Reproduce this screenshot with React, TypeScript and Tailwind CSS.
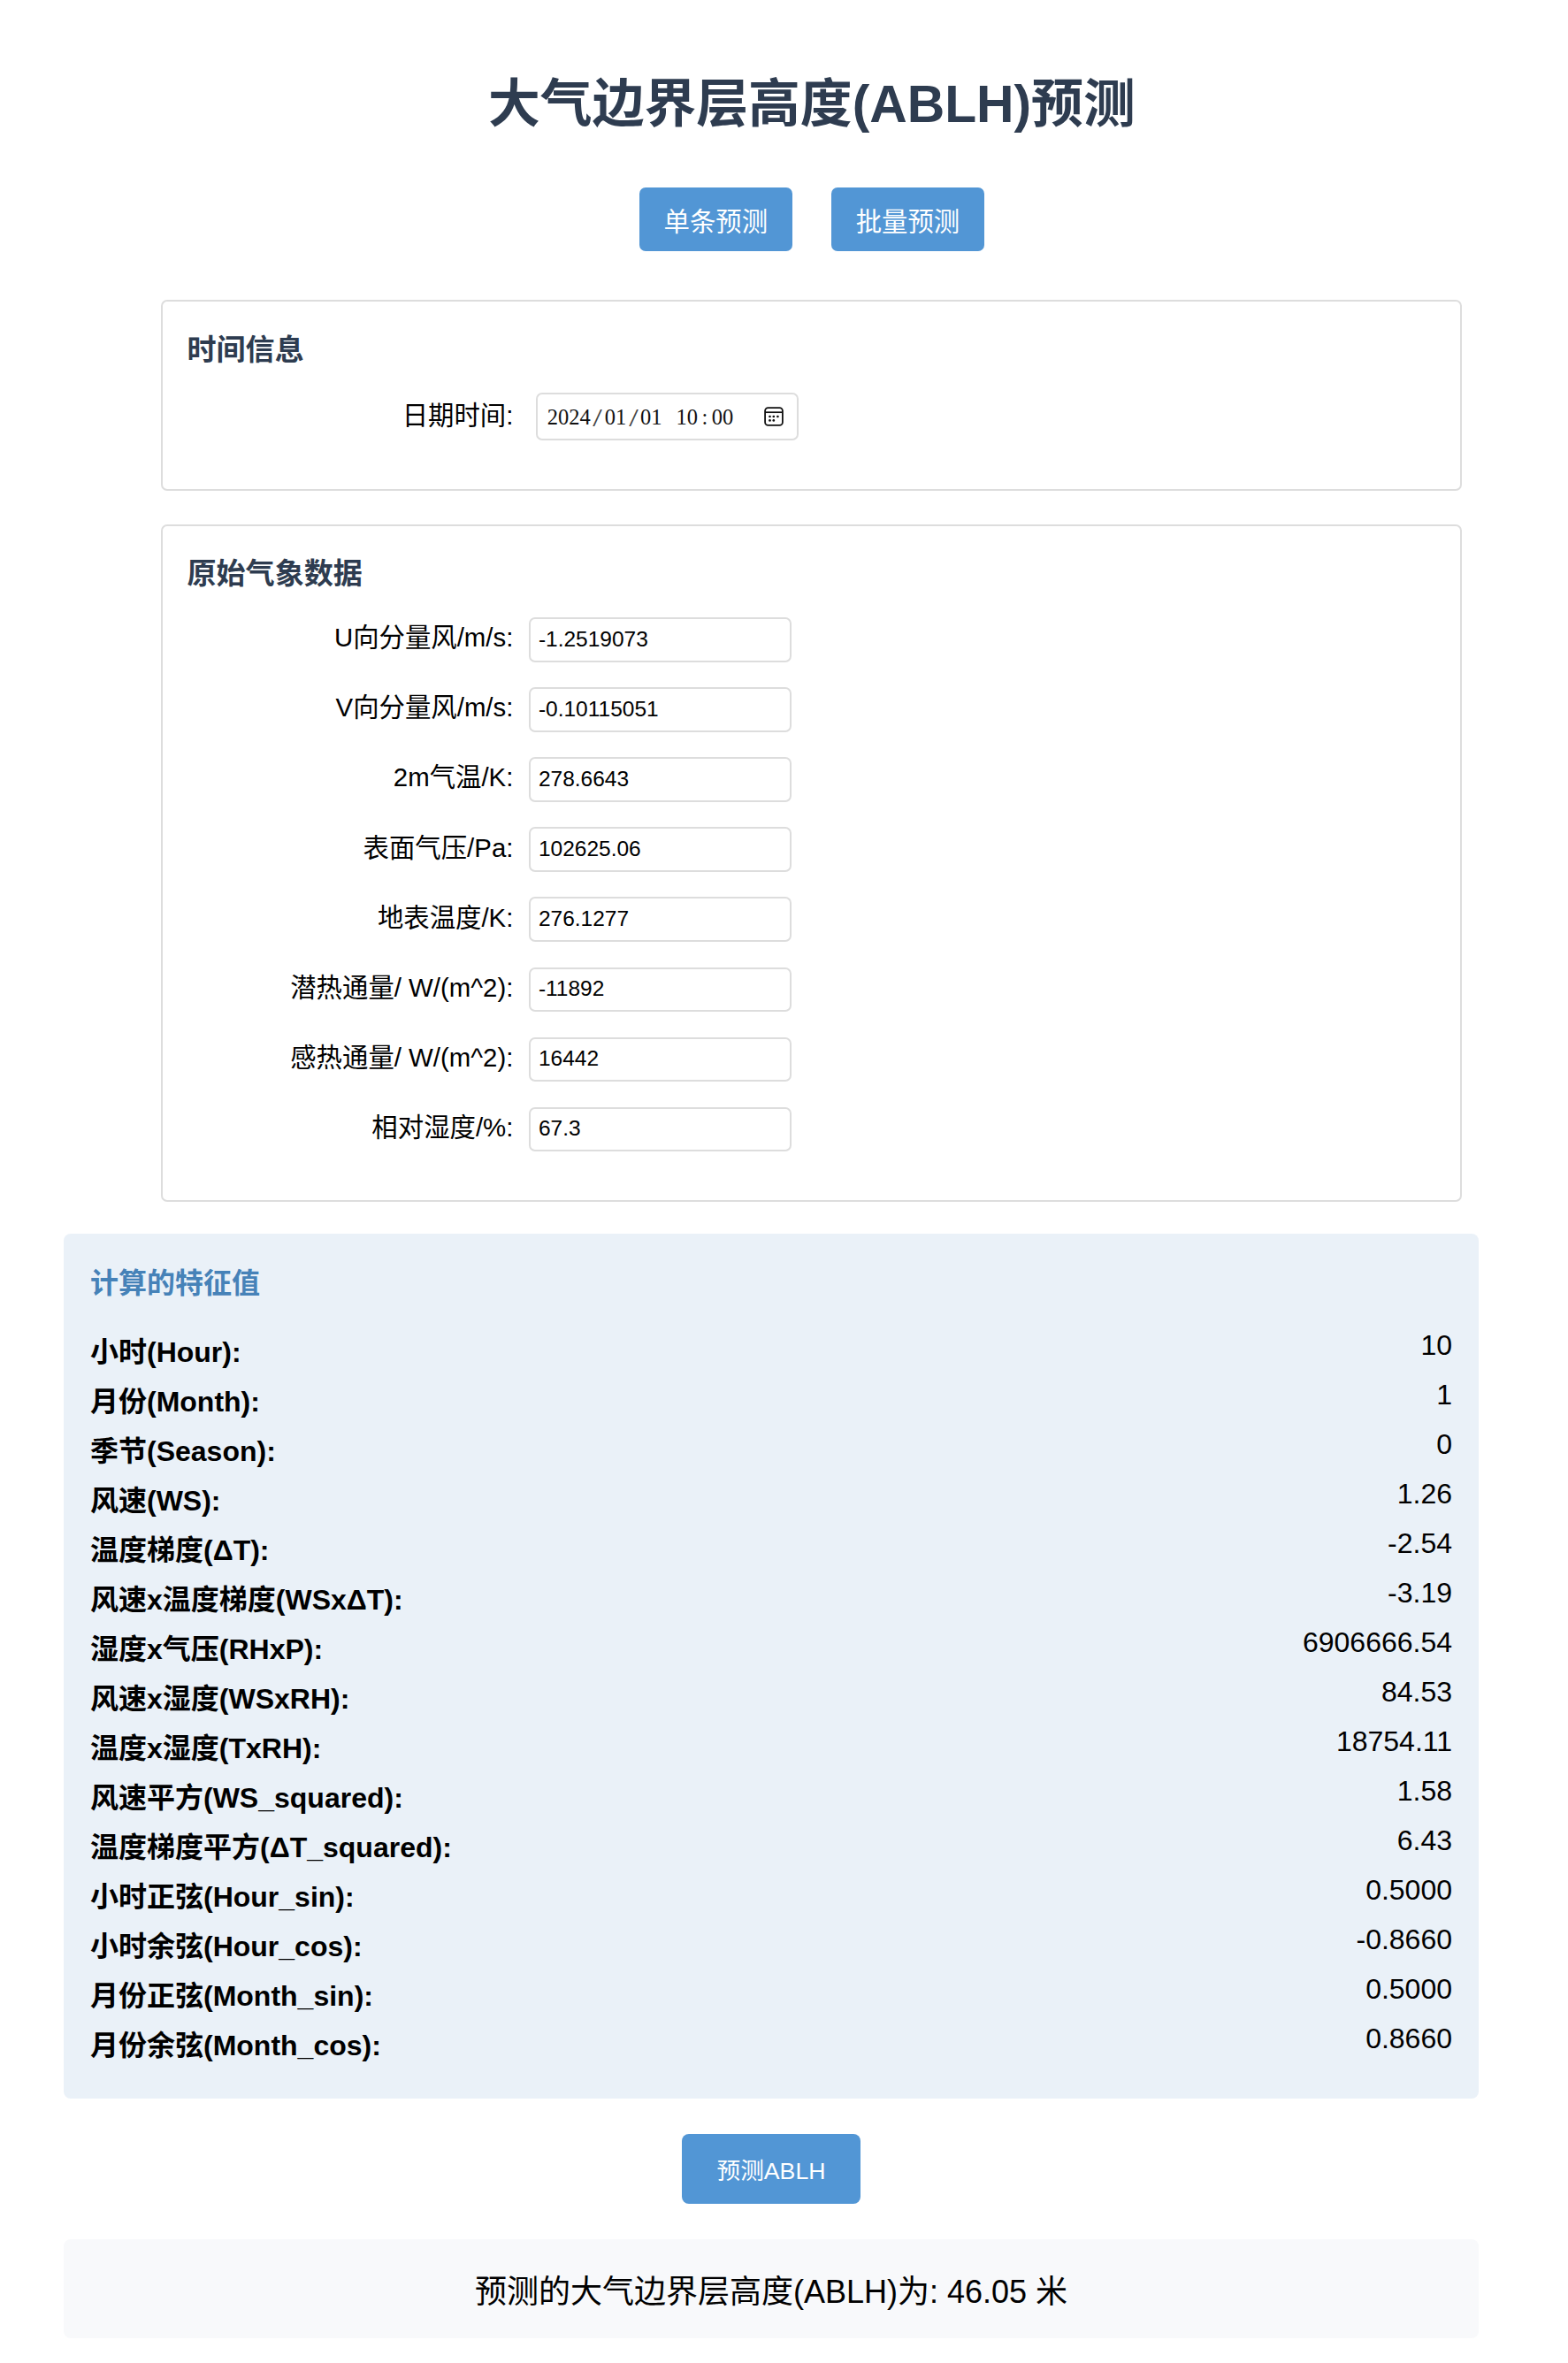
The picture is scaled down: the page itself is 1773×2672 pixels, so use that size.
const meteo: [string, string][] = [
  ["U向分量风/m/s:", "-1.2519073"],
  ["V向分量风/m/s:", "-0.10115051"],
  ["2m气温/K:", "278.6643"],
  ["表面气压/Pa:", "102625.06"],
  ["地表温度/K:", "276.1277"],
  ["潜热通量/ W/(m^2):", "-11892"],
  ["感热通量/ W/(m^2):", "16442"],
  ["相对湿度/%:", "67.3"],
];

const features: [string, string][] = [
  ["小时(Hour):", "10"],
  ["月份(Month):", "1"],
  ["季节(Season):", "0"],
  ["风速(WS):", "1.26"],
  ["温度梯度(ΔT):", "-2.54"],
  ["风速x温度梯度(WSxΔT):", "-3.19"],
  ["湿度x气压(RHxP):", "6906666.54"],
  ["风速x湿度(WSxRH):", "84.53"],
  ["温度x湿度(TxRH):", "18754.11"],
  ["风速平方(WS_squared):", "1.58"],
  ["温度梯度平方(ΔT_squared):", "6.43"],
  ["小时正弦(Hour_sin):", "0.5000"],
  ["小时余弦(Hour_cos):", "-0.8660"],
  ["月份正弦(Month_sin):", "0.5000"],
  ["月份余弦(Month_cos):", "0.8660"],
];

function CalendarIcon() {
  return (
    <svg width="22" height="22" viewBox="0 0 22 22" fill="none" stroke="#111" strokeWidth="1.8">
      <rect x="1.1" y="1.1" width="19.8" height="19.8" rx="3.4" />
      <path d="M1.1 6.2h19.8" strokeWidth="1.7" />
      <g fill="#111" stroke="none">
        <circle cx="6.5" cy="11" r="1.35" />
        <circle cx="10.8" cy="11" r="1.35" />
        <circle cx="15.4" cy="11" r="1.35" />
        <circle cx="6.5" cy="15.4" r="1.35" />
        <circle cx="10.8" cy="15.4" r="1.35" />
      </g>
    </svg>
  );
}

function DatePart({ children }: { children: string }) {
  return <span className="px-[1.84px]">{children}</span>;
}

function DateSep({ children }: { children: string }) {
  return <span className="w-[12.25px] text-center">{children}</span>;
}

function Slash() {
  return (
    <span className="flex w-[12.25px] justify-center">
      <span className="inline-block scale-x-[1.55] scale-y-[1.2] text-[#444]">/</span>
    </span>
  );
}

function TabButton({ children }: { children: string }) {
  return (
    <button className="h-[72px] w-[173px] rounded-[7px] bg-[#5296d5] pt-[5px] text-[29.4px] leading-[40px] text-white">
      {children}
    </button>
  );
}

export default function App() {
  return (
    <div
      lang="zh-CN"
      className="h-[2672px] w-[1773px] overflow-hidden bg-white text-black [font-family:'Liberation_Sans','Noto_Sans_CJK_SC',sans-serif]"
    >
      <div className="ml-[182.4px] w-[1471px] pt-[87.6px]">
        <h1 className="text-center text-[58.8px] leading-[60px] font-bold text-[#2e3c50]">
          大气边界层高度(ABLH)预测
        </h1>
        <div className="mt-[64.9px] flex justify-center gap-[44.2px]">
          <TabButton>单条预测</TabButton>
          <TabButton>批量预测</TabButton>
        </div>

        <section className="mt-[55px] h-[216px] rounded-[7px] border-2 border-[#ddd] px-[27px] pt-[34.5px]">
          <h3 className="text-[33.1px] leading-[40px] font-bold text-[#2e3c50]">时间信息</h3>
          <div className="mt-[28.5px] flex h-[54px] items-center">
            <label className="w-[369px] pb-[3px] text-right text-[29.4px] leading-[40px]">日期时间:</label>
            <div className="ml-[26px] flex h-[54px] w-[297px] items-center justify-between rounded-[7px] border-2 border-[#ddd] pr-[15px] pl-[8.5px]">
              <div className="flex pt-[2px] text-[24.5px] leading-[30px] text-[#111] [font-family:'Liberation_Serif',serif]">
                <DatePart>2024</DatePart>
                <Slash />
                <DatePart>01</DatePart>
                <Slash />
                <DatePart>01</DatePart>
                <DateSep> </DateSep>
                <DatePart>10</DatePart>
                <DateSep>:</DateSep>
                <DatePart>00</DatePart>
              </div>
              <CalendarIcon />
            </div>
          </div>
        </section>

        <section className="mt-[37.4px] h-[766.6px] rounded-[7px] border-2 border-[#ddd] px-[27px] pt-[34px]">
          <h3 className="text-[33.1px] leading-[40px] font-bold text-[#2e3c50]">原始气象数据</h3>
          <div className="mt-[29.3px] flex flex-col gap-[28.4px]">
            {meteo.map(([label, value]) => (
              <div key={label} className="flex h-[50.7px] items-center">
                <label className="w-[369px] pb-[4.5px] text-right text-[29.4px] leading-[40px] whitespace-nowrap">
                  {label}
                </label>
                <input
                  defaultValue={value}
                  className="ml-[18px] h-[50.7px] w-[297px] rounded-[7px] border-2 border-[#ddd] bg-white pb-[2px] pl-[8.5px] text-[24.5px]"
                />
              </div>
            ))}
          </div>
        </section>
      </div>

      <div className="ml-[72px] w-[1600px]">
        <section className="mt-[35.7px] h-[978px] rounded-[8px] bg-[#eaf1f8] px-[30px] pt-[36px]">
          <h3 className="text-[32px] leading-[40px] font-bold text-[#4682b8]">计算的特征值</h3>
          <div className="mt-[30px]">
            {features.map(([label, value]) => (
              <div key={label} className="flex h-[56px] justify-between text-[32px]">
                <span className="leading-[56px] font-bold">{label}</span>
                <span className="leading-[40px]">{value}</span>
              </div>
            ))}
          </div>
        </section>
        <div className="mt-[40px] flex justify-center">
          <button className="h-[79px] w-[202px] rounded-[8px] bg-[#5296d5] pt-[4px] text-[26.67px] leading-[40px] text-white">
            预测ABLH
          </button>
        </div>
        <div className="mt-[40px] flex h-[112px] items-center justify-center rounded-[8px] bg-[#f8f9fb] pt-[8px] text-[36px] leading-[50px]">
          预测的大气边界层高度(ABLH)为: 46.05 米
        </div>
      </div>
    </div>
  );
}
════════
*Objective*
Copy each line exactly, and leave the pictures out of your copy.

*Solution for this problem*
Reproduce this screenshot with React, TypeScript and Tailwind CSS.
The picture is scaled down: the page itself is 1773×2672 pixels, so use that size.
const meteo: [string, string][] = [
  ["U向分量风/m/s:", "-1.2519073"],
  ["V向分量风/m/s:", "-0.10115051"],
  ["2m气温/K:", "278.6643"],
  ["表面气压/Pa:", "102625.06"],
  ["地表温度/K:", "276.1277"],
  ["潜热通量/ W/(m^2):", "-11892"],
  ["感热通量/ W/(m^2):", "16442"],
  ["相对湿度/%:", "67.3"],
];

const features: [string, string][] = [
  ["小时(Hour):", "10"],
  ["月份(Month):", "1"],
  ["季节(Season):", "0"],
  ["风速(WS):", "1.26"],
  ["温度梯度(ΔT):", "-2.54"],
  ["风速x温度梯度(WSxΔT):", "-3.19"],
  ["湿度x气压(RHxP):", "6906666.54"],
  ["风速x湿度(WSxRH):", "84.53"],
  ["温度x湿度(TxRH):", "18754.11"],
  ["风速平方(WS_squared):", "1.58"],
  ["温度梯度平方(ΔT_squared):", "6.43"],
  ["小时正弦(Hour_sin):", "0.5000"],
  ["小时余弦(Hour_cos):", "-0.8660"],
  ["月份正弦(Month_sin):", "0.5000"],
  ["月份余弦(Month_cos):", "0.8660"],
];

function CalendarIcon() {
  return (
    <svg width="22" height="22" viewBox="0 0 22 22" fill="none" stroke="#111" strokeWidth="1.8">
      <rect x="1.1" y="1.1" width="19.8" height="19.8" rx="3.4" />
      <path d="M1.1 6.2h19.8" strokeWidth="1.7" />
      <g fill="#111" stroke="none">
        <circle cx="6.5" cy="11" r="1.35" />
        <circle cx="10.8" cy="11" r="1.35" />
        <circle cx="15.4" cy="11" r="1.35" />
        <circle cx="6.5" cy="15.4" r="1.35" />
        <circle cx="10.8" cy="15.4" r="1.35" />
      </g>
    </svg>
  );
}

function DatePart({ children }: { children: string }) {
  return <span className="px-[1.84px]">{children}</span>;
}

function DateSep({ children }: { children: string }) {
  return <span className="w-[12.25px] text-center">{children}</span>;
}

function Slash() {
  return (
    <span className="flex w-[12.25px] justify-center">
      <span className="inline-block scale-x-[1.55] scale-y-[1.2] text-[#444]">/</span>
    </span>
  );
}

function TabButton({ children }: { children: string }) {
  return (
    <button className="h-[72px] w-[173px] rounded-[7px] bg-[#5296d5] pt-[5px] text-[29.4px] leading-[40px] text-white">
      {children}
    </button>
  );
}

export default function App() {
  return (
    <div
      lang="zh-CN"
      className="h-[2672px] w-[1773px] overflow-hidden bg-white text-black [font-family:'Liberation_Sans','Noto_Sans_CJK_SC',sans-serif]"
    >
      <div className="ml-[182.4px] w-[1471px] pt-[87.6px]">
        <h1 className="text-center text-[58.8px] leading-[60px] font-bold text-[#2e3c50]">
          大气边界层高度(ABLH)预测
        </h1>
        <div className="mt-[64.9px] flex justify-center gap-[44.2px]">
          <TabButton>单条预测</TabButton>
          <TabButton>批量预测</TabButton>
        </div>

        <section className="mt-[55px] h-[216px] rounded-[7px] border-2 border-[#ddd] px-[27px] pt-[34.5px]">
          <h3 className="text-[33.1px] leading-[40px] font-bold text-[#2e3c50]">时间信息</h3>
          <div className="mt-[28.5px] flex h-[54px] items-center">
            <label className="w-[369px] pb-[3px] text-right text-[29.4px] leading-[40px]">日期时间:</label>
            <div className="ml-[26px] flex h-[54px] w-[297px] items-center justify-between rounded-[7px] border-2 border-[#ddd] pr-[15px] pl-[8.5px]">
              <div className="flex pt-[2px] text-[24.5px] leading-[30px] text-[#111] [font-family:'Liberation_Serif',serif]">
                <DatePart>2024</DatePart>
                <Slash />
                <DatePart>01</DatePart>
                <Slash />
                <DatePart>01</DatePart>
                <DateSep> </DateSep>
                <DatePart>10</DatePart>
                <DateSep>:</DateSep>
                <DatePart>00</DatePart>
              </div>
              <CalendarIcon />
            </div>
          </div>
        </section>

        <section className="mt-[37.4px] h-[766.6px] rounded-[7px] border-2 border-[#ddd] px-[27px] pt-[34px]">
          <h3 className="text-[33.1px] leading-[40px] font-bold text-[#2e3c50]">原始气象数据</h3>
          <div className="mt-[29.3px] flex flex-col gap-[28.4px]">
            {meteo.map(([label, value]) => (
              <div key={label} className="flex h-[50.7px] items-center">
                <label className="w-[369px] pb-[4.5px] text-right text-[29.4px] leading-[40px] whitespace-nowrap">
                  {label}
                </label>
                <input
                  defaultValue={value}
                  className="ml-[18px] h-[50.7px] w-[297px] rounded-[7px] border-2 border-[#ddd] bg-white pb-[2px] pl-[8.5px] text-[24.5px]"
                />
              </div>
            ))}
          </div>
        </section>
      </div>

      <div className="ml-[72px] w-[1600px]">
        <section className="mt-[35.7px] h-[978px] rounded-[8px] bg-[#eaf1f8] px-[30px] pt-[36px]">
          <h3 className="text-[32px] leading-[40px] font-bold text-[#4682b8]">计算的特征值</h3>
          <div className="mt-[30px]">
            {features.map(([label, value]) => (
              <div key={label} className="flex h-[56px] justify-between text-[32px]">
                <span className="leading-[56px] font-bold">{label}</span>
                <span className="leading-[40px]">{value}</span>
              </div>
            ))}
          </div>
        </section>
        <div className="mt-[40px] flex justify-center">
          <button className="h-[79px] w-[202px] rounded-[8px] bg-[#5296d5] pt-[4px] text-[26.67px] leading-[40px] text-white">
            预测ABLH
          </button>
        </div>
        <div className="mt-[40px] flex h-[112px] items-center justify-center rounded-[8px] bg-[#f8f9fb] pt-[8px] text-[36px] leading-[50px]">
          预测的大气边界层高度(ABLH)为: 46.05 米
        </div>
      </div>
    </div>
  );
}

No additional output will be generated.